■ RECORDED INFORMATION
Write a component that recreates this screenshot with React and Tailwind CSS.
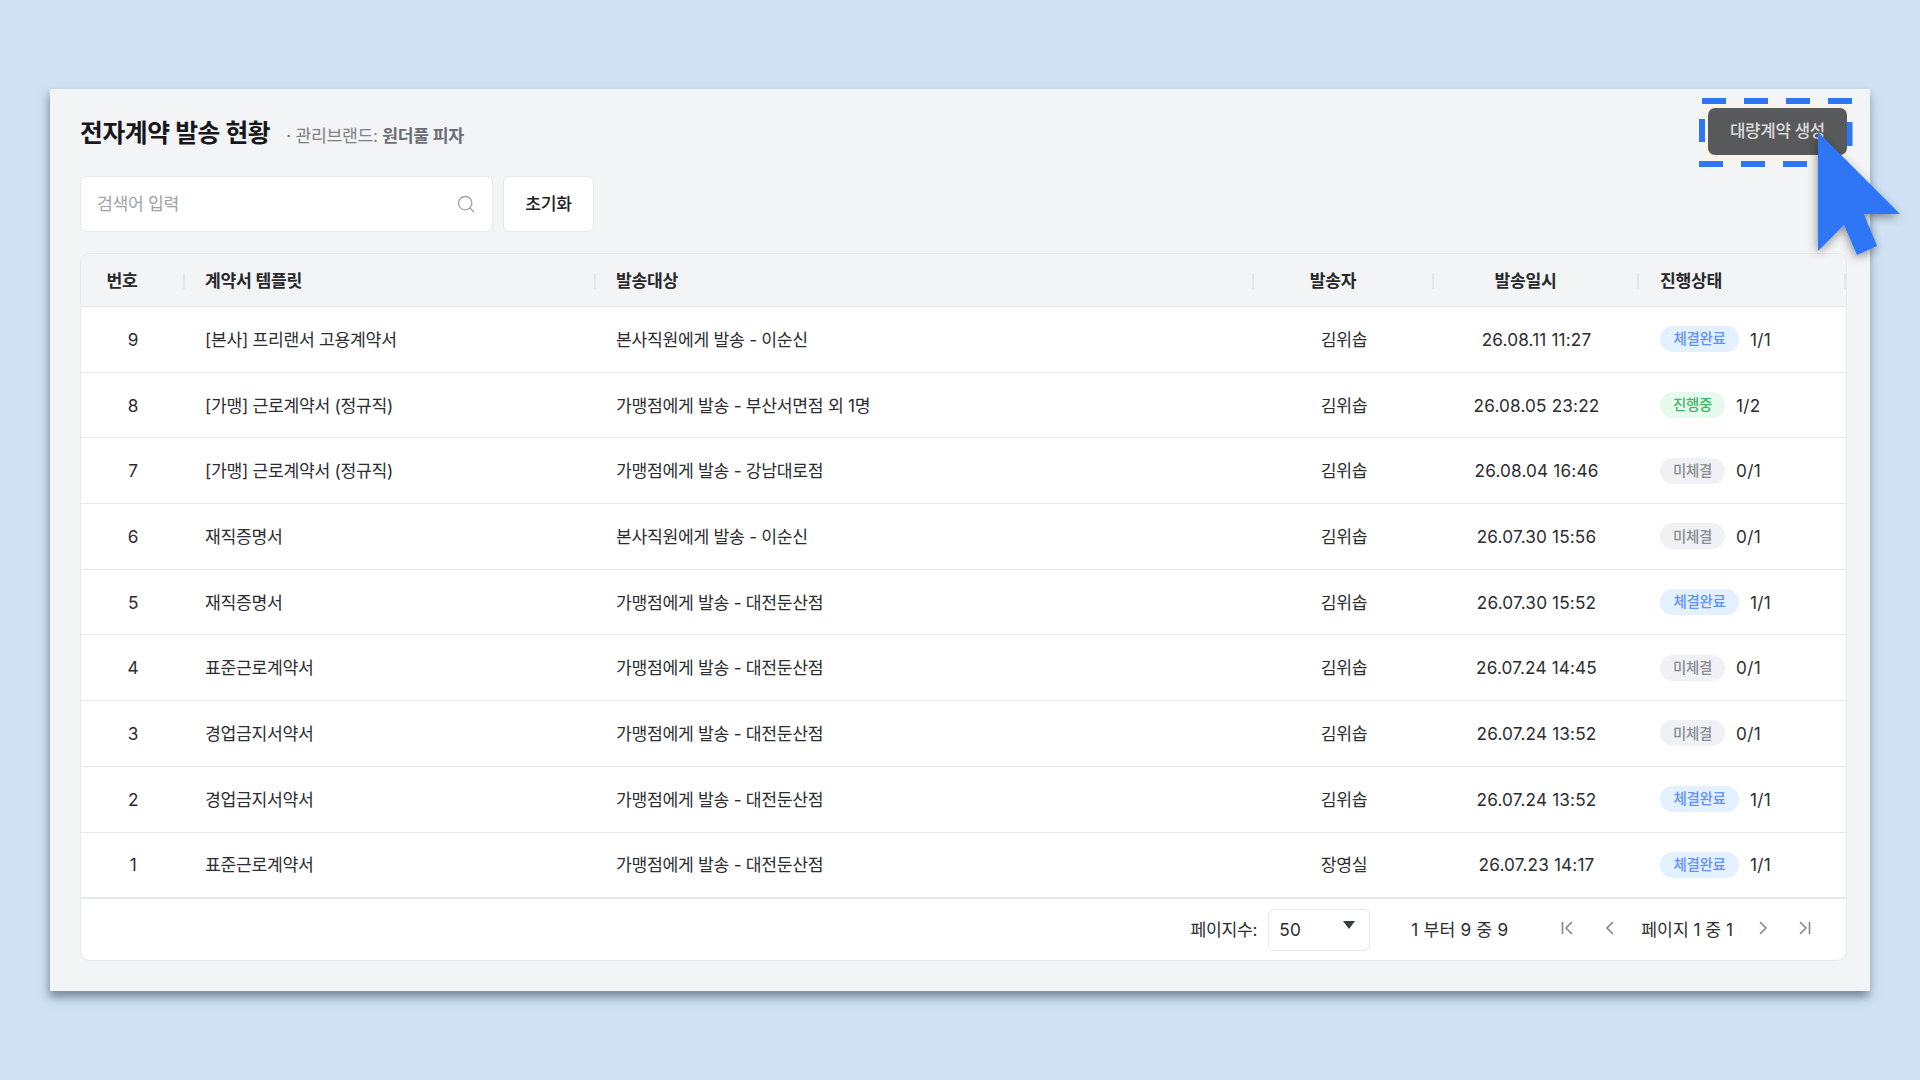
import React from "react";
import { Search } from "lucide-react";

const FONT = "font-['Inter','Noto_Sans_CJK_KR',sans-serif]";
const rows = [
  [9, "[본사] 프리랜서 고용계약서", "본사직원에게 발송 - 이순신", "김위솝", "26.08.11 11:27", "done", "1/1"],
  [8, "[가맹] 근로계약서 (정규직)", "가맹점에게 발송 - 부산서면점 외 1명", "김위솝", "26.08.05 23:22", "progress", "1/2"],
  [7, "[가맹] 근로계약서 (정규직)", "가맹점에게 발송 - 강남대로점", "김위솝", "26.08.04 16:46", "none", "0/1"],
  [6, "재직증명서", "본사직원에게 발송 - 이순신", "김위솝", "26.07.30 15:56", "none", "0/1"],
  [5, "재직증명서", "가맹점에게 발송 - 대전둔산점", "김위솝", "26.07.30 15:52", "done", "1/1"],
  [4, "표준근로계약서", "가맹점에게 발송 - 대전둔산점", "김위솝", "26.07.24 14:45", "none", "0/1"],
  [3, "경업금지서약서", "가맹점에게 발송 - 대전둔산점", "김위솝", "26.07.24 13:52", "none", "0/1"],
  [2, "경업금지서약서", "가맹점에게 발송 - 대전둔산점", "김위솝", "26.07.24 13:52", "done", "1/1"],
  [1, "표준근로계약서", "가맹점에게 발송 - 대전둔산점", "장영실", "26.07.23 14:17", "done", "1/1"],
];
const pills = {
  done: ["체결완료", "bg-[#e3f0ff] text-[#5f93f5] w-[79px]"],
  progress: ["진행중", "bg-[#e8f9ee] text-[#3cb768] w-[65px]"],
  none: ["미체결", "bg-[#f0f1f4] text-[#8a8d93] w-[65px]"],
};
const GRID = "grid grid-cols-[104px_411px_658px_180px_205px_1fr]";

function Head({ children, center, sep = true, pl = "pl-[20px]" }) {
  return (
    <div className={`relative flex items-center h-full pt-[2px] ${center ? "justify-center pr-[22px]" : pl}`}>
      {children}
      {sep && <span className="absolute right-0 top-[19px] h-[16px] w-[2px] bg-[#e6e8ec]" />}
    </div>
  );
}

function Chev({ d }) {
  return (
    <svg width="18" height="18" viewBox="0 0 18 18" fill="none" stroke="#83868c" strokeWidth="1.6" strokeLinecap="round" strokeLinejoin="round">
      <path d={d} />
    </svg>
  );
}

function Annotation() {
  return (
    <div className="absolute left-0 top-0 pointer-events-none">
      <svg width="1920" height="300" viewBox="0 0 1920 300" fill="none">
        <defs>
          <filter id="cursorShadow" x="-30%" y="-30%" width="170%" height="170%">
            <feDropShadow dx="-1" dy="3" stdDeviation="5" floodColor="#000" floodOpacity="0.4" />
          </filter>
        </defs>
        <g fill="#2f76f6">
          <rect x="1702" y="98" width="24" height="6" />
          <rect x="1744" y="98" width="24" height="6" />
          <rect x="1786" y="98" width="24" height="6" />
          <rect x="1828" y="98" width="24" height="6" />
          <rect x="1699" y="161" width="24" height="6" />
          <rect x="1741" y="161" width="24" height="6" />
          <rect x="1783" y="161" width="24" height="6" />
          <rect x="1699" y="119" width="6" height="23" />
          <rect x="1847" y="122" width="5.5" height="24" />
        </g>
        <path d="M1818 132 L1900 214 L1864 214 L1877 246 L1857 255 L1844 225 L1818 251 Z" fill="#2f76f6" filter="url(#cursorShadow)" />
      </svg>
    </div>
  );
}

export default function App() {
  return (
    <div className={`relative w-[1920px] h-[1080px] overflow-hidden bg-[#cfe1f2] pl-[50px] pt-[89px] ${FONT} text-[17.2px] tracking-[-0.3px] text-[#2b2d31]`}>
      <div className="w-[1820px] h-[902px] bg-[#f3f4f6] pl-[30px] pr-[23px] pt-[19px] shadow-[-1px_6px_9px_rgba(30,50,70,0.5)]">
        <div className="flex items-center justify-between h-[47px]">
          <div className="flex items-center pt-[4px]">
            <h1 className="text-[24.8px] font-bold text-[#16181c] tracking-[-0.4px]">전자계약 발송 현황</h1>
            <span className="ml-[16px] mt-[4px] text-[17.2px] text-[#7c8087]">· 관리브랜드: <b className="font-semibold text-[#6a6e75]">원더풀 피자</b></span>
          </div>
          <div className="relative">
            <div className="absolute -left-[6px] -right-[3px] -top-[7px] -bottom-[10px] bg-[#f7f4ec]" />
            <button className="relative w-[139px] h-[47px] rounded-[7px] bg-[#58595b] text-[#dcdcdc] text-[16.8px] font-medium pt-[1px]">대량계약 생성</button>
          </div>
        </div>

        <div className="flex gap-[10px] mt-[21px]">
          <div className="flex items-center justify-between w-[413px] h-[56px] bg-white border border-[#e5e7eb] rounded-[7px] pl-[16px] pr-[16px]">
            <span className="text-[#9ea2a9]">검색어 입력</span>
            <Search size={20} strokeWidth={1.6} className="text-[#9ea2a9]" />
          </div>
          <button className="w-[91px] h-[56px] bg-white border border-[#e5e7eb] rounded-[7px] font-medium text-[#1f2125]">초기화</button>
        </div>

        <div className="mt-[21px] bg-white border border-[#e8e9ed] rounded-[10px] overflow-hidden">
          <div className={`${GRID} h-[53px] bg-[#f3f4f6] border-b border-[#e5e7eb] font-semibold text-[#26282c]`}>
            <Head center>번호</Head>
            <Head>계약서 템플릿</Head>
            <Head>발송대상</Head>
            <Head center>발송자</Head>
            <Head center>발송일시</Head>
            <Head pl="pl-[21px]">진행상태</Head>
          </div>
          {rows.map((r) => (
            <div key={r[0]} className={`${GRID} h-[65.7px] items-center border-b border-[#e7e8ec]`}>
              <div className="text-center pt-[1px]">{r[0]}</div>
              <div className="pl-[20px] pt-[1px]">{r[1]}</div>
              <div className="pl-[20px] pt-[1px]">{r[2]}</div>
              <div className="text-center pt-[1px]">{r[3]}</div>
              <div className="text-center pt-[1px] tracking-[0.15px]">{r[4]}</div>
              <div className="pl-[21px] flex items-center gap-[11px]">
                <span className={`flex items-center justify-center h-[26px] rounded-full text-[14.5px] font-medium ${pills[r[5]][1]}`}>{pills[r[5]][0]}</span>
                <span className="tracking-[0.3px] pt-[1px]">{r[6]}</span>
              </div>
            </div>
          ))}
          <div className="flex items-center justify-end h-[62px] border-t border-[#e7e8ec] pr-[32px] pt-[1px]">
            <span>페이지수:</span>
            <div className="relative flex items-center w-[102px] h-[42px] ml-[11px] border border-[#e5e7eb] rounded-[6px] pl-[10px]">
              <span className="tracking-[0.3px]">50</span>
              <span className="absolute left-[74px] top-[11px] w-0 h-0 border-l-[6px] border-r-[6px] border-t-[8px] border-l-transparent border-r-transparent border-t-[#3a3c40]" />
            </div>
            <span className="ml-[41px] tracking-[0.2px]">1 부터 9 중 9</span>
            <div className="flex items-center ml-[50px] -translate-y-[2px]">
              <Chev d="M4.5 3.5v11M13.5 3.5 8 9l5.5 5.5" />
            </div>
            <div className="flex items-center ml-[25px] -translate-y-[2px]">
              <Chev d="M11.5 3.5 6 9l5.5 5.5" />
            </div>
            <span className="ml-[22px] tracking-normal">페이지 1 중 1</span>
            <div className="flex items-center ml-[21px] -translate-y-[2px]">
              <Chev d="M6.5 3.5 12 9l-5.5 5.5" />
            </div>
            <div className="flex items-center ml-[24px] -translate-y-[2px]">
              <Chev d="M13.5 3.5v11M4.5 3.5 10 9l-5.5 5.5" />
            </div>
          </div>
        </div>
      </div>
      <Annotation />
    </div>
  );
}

■ WORK INSTRUCTIONS
Reproduce the material above in full, exactly, with no images.

■ ANSWER TO THE TASK
Write a component that recreates this screenshot with React and Tailwind CSS.
import React from "react";
import { Search } from "lucide-react";

const FONT = "font-['Inter','Noto_Sans_CJK_KR',sans-serif]";
const rows = [
  [9, "[본사] 프리랜서 고용계약서", "본사직원에게 발송 - 이순신", "김위솝", "26.08.11 11:27", "done", "1/1"],
  [8, "[가맹] 근로계약서 (정규직)", "가맹점에게 발송 - 부산서면점 외 1명", "김위솝", "26.08.05 23:22", "progress", "1/2"],
  [7, "[가맹] 근로계약서 (정규직)", "가맹점에게 발송 - 강남대로점", "김위솝", "26.08.04 16:46", "none", "0/1"],
  [6, "재직증명서", "본사직원에게 발송 - 이순신", "김위솝", "26.07.30 15:56", "none", "0/1"],
  [5, "재직증명서", "가맹점에게 발송 - 대전둔산점", "김위솝", "26.07.30 15:52", "done", "1/1"],
  [4, "표준근로계약서", "가맹점에게 발송 - 대전둔산점", "김위솝", "26.07.24 14:45", "none", "0/1"],
  [3, "경업금지서약서", "가맹점에게 발송 - 대전둔산점", "김위솝", "26.07.24 13:52", "none", "0/1"],
  [2, "경업금지서약서", "가맹점에게 발송 - 대전둔산점", "김위솝", "26.07.24 13:52", "done", "1/1"],
  [1, "표준근로계약서", "가맹점에게 발송 - 대전둔산점", "장영실", "26.07.23 14:17", "done", "1/1"],
];
const pills = {
  done: ["체결완료", "bg-[#e3f0ff] text-[#5f93f5] w-[79px]"],
  progress: ["진행중", "bg-[#e8f9ee] text-[#3cb768] w-[65px]"],
  none: ["미체결", "bg-[#f0f1f4] text-[#8a8d93] w-[65px]"],
};
const GRID = "grid grid-cols-[104px_411px_658px_180px_205px_1fr]";

function Head({ children, center, sep = true, pl = "pl-[20px]" }) {
  return (
    <div className={`relative flex items-center h-full pt-[2px] ${center ? "justify-center pr-[22px]" : pl}`}>
      {children}
      {sep && <span className="absolute right-0 top-[19px] h-[16px] w-[2px] bg-[#e6e8ec]" />}
    </div>
  );
}

function Chev({ d }) {
  return (
    <svg width="18" height="18" viewBox="0 0 18 18" fill="none" stroke="#83868c" strokeWidth="1.6" strokeLinecap="round" strokeLinejoin="round">
      <path d={d} />
    </svg>
  );
}

function Annotation() {
  return (
    <div className="absolute left-0 top-0 pointer-events-none">
      <svg width="1920" height="300" viewBox="0 0 1920 300" fill="none">
        <defs>
          <filter id="cursorShadow" x="-30%" y="-30%" width="170%" height="170%">
            <feDropShadow dx="-1" dy="3" stdDeviation="5" floodColor="#000" floodOpacity="0.4" />
          </filter>
        </defs>
        <g fill="#2f76f6">
          <rect x="1702" y="98" width="24" height="6" />
          <rect x="1744" y="98" width="24" height="6" />
          <rect x="1786" y="98" width="24" height="6" />
          <rect x="1828" y="98" width="24" height="6" />
          <rect x="1699" y="161" width="24" height="6" />
          <rect x="1741" y="161" width="24" height="6" />
          <rect x="1783" y="161" width="24" height="6" />
          <rect x="1699" y="119" width="6" height="23" />
          <rect x="1847" y="122" width="5.5" height="24" />
        </g>
        <path d="M1818 132 L1900 214 L1864 214 L1877 246 L1857 255 L1844 225 L1818 251 Z" fill="#2f76f6" filter="url(#cursorShadow)" />
      </svg>
    </div>
  );
}

export default function App() {
  return (
    <div className={`relative w-[1920px] h-[1080px] overflow-hidden bg-[#cfe1f2] pl-[50px] pt-[89px] ${FONT} text-[17.2px] tracking-[-0.3px] text-[#2b2d31]`}>
      <div className="w-[1820px] h-[902px] bg-[#f3f4f6] pl-[30px] pr-[23px] pt-[19px] shadow-[-1px_6px_9px_rgba(30,50,70,0.5)]">
        <div className="flex items-center justify-between h-[47px]">
          <div className="flex items-center pt-[4px]">
            <h1 className="text-[24.8px] font-bold text-[#16181c] tracking-[-0.4px]">전자계약 발송 현황</h1>
            <span className="ml-[16px] mt-[4px] text-[17.2px] text-[#7c8087]">· 관리브랜드: <b className="font-semibold text-[#6a6e75]">원더풀 피자</b></span>
          </div>
          <div className="relative">
            <div className="absolute -left-[6px] -right-[3px] -top-[7px] -bottom-[10px] bg-[#f7f4ec]" />
            <button className="relative w-[139px] h-[47px] rounded-[7px] bg-[#58595b] text-[#dcdcdc] text-[16.8px] font-medium pt-[1px]">대량계약 생성</button>
          </div>
        </div>

        <div className="flex gap-[10px] mt-[21px]">
          <div className="flex items-center justify-between w-[413px] h-[56px] bg-white border border-[#e5e7eb] rounded-[7px] pl-[16px] pr-[16px]">
            <span className="text-[#9ea2a9]">검색어 입력</span>
            <Search size={20} strokeWidth={1.6} className="text-[#9ea2a9]" />
          </div>
          <button className="w-[91px] h-[56px] bg-white border border-[#e5e7eb] rounded-[7px] font-medium text-[#1f2125]">초기화</button>
        </div>

        <div className="mt-[21px] bg-white border border-[#e8e9ed] rounded-[10px] overflow-hidden">
          <div className={`${GRID} h-[53px] bg-[#f3f4f6] border-b border-[#e5e7eb] font-semibold text-[#26282c]`}>
            <Head center>번호</Head>
            <Head>계약서 템플릿</Head>
            <Head>발송대상</Head>
            <Head center>발송자</Head>
            <Head center>발송일시</Head>
            <Head pl="pl-[21px]">진행상태</Head>
          </div>
          {rows.map((r) => (
            <div key={r[0]} className={`${GRID} h-[65.7px] items-center border-b border-[#e7e8ec]`}>
              <div className="text-center pt-[1px]">{r[0]}</div>
              <div className="pl-[20px] pt-[1px]">{r[1]}</div>
              <div className="pl-[20px] pt-[1px]">{r[2]}</div>
              <div className="text-center pt-[1px]">{r[3]}</div>
              <div className="text-center pt-[1px] tracking-[0.15px]">{r[4]}</div>
              <div className="pl-[21px] flex items-center gap-[11px]">
                <span className={`flex items-center justify-center h-[26px] rounded-full text-[14.5px] font-medium ${pills[r[5]][1]}`}>{pills[r[5]][0]}</span>
                <span className="tracking-[0.3px] pt-[1px]">{r[6]}</span>
              </div>
            </div>
          ))}
          <div className="flex items-center justify-end h-[62px] border-t border-[#e7e8ec] pr-[32px] pt-[1px]">
            <span>페이지수:</span>
            <div className="relative flex items-center w-[102px] h-[42px] ml-[11px] border border-[#e5e7eb] rounded-[6px] pl-[10px]">
              <span className="tracking-[0.3px]">50</span>
              <span className="absolute left-[74px] top-[11px] w-0 h-0 border-l-[6px] border-r-[6px] border-t-[8px] border-l-transparent border-r-transparent border-t-[#3a3c40]" />
            </div>
            <span className="ml-[41px] tracking-[0.2px]">1 부터 9 중 9</span>
            <div className="flex items-center ml-[50px] -translate-y-[2px]">
              <Chev d="M4.5 3.5v11M13.5 3.5 8 9l5.5 5.5" />
            </div>
            <div className="flex items-center ml-[25px] -translate-y-[2px]">
              <Chev d="M11.5 3.5 6 9l5.5 5.5" />
            </div>
            <span className="ml-[22px] tracking-normal">페이지 1 중 1</span>
            <div className="flex items-center ml-[21px] -translate-y-[2px]">
              <Chev d="M6.5 3.5 12 9l-5.5 5.5" />
            </div>
            <div className="flex items-center ml-[24px] -translate-y-[2px]">
              <Chev d="M13.5 3.5v11M4.5 3.5 10 9l-5.5 5.5" />
            </div>
          </div>
        </div>
      </div>
      <Annotation />
    </div>
  );
}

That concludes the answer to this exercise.